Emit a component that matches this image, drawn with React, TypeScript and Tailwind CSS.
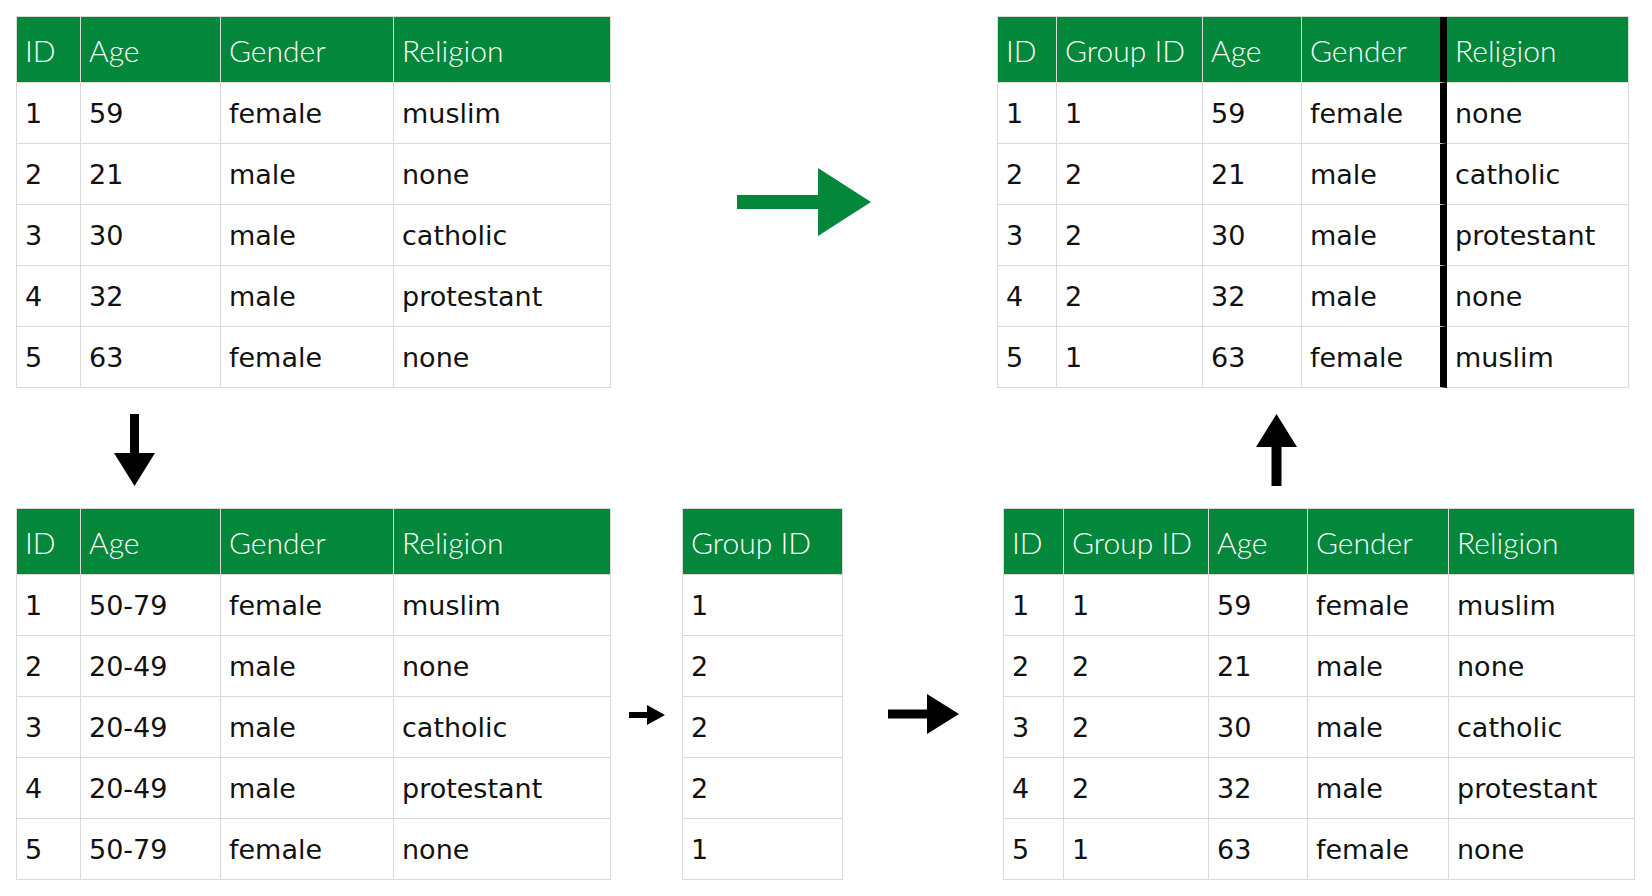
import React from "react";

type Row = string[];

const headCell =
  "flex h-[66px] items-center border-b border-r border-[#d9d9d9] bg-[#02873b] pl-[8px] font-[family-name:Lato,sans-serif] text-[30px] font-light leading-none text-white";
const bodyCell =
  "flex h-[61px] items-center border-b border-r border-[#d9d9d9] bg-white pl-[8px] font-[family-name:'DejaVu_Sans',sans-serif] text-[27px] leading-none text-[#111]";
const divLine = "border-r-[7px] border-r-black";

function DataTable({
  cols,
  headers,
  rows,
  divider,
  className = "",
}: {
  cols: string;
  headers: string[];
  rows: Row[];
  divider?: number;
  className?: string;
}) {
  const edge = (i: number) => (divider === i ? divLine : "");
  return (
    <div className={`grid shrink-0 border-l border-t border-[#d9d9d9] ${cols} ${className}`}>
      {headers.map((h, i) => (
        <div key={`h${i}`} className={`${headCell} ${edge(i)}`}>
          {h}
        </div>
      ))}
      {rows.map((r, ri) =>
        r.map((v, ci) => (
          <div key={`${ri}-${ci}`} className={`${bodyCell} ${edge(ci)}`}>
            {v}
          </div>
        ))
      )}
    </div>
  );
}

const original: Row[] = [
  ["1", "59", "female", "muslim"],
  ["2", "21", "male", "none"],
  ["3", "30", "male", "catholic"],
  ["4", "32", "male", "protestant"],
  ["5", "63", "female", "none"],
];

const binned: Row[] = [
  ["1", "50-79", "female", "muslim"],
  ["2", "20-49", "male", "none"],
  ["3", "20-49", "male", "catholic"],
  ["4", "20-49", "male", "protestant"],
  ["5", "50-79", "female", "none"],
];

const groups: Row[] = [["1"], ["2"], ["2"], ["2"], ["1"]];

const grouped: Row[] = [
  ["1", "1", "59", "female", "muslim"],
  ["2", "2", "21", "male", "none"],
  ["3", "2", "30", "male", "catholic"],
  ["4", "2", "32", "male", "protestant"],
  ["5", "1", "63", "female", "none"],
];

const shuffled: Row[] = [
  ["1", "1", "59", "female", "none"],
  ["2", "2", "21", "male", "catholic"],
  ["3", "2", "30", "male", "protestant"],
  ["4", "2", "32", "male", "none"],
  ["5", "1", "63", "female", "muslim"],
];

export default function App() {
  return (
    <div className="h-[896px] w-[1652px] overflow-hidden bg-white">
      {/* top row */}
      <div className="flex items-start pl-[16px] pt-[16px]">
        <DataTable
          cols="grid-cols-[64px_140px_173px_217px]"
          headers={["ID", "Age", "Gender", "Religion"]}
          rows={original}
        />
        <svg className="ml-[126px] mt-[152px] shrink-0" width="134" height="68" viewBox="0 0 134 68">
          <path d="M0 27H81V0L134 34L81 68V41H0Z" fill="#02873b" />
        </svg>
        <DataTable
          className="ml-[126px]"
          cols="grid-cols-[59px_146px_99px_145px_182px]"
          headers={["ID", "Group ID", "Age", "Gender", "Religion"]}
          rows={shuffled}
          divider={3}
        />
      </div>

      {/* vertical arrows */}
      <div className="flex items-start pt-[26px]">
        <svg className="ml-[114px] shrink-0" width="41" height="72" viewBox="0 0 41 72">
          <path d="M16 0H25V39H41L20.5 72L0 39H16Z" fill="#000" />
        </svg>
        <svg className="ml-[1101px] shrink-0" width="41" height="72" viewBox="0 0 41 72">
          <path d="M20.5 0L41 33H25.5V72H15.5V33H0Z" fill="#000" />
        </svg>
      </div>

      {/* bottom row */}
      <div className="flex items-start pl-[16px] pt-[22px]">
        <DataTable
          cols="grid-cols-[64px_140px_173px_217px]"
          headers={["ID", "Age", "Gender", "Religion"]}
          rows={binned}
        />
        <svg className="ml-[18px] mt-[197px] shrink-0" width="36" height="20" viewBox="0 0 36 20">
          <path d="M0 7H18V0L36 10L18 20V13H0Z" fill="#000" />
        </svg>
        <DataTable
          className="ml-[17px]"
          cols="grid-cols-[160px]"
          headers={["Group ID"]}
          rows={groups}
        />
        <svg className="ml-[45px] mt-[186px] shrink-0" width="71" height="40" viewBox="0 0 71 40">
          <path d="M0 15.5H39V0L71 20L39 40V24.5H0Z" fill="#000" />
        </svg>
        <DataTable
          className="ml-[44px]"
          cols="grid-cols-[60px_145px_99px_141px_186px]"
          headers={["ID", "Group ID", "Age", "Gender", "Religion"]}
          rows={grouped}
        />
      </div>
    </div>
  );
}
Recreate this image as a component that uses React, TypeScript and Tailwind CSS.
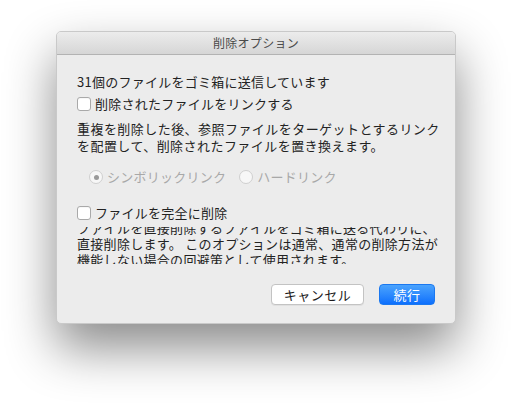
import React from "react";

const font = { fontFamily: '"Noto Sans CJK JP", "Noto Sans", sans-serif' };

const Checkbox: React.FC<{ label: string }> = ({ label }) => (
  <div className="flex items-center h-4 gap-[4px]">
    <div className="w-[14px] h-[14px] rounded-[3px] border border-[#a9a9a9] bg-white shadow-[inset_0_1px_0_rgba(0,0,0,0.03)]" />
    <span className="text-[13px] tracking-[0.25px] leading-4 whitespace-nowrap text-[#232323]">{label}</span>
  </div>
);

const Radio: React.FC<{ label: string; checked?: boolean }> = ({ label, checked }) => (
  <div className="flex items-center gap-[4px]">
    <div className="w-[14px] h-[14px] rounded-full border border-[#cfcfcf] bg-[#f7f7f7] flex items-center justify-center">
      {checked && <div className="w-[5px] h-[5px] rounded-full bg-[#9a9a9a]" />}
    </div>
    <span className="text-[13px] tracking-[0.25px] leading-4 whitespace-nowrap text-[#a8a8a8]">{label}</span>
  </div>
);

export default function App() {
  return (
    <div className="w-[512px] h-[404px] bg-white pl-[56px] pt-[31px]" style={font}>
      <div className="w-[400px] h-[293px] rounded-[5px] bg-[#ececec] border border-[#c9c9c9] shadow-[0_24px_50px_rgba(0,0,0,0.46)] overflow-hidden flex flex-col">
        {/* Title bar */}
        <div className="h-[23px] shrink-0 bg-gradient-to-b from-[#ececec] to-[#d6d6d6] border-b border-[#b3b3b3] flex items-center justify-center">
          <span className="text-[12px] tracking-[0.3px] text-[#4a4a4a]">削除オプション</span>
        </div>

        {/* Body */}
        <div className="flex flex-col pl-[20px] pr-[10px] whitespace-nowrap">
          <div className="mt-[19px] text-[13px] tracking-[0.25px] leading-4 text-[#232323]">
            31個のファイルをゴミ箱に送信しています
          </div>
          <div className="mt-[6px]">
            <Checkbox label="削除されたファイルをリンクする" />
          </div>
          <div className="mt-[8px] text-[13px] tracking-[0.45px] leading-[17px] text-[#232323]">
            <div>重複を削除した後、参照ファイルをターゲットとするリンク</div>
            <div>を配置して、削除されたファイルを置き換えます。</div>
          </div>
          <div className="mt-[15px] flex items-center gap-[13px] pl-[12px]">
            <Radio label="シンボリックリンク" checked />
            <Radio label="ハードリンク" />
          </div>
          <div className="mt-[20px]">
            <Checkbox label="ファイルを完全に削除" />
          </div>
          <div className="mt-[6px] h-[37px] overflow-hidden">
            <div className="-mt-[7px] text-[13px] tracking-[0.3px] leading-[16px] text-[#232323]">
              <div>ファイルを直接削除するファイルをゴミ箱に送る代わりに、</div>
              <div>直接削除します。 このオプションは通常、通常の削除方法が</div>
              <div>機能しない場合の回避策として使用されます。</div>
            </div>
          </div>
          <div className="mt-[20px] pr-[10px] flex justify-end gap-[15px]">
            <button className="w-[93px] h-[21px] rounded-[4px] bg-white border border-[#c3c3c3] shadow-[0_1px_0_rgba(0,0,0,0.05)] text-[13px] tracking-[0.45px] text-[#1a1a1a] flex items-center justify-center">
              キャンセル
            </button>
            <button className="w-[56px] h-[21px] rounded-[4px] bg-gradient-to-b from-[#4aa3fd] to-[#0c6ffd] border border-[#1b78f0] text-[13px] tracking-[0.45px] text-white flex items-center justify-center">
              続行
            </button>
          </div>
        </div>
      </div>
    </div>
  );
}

(OBJECTIVE):
From the first line of the material down to the line containing "const groups: Row[]", inclusive, return each line exactly, skipping any picture.

(FULL OUTPUT):
Emit a component that matches this image, drawn with React, TypeScript and Tailwind CSS.
import React from "react";

type Row = string[];

const headCell =
  "flex h-[66px] items-center border-b border-r border-[#d9d9d9] bg-[#02873b] pl-[8px] font-[family-name:Lato,sans-serif] text-[30px] font-light leading-none text-white";
const bodyCell =
  "flex h-[61px] items-center border-b border-r border-[#d9d9d9] bg-white pl-[8px] font-[family-name:'DejaVu_Sans',sans-serif] text-[27px] leading-none text-[#111]";
const divLine = "border-r-[7px] border-r-black";

function DataTable({
  cols,
  headers,
  rows,
  divider,
  className = "",
}: {
  cols: string;
  headers: string[];
  rows: Row[];
  divider?: number;
  className?: string;
}) {
  const edge = (i: number) => (divider === i ? divLine : "");
  return (
    <div className={`grid shrink-0 border-l border-t border-[#d9d9d9] ${cols} ${className}`}>
      {headers.map((h, i) => (
        <div key={`h${i}`} className={`${headCell} ${edge(i)}`}>
          {h}
        </div>
      ))}
      {rows.map((r, ri) =>
        r.map((v, ci) => (
          <div key={`${ri}-${ci}`} className={`${bodyCell} ${edge(ci)}`}>
            {v}
          </div>
        ))
      )}
    </div>
  );
}

const original: Row[] = [
  ["1", "59", "female", "muslim"],
  ["2", "21", "male", "none"],
  ["3", "30", "male", "catholic"],
  ["4", "32", "male", "protestant"],
  ["5", "63", "female", "none"],
];

const binned: Row[] = [
  ["1", "50-79", "female", "muslim"],
  ["2", "20-49", "male", "none"],
  ["3", "20-49", "male", "catholic"],
  ["4", "20-49", "male", "protestant"],
  ["5", "50-79", "female", "none"],
];

const groups: Row[] = [["1"], ["2"], ["2"], ["2"], ["1"]];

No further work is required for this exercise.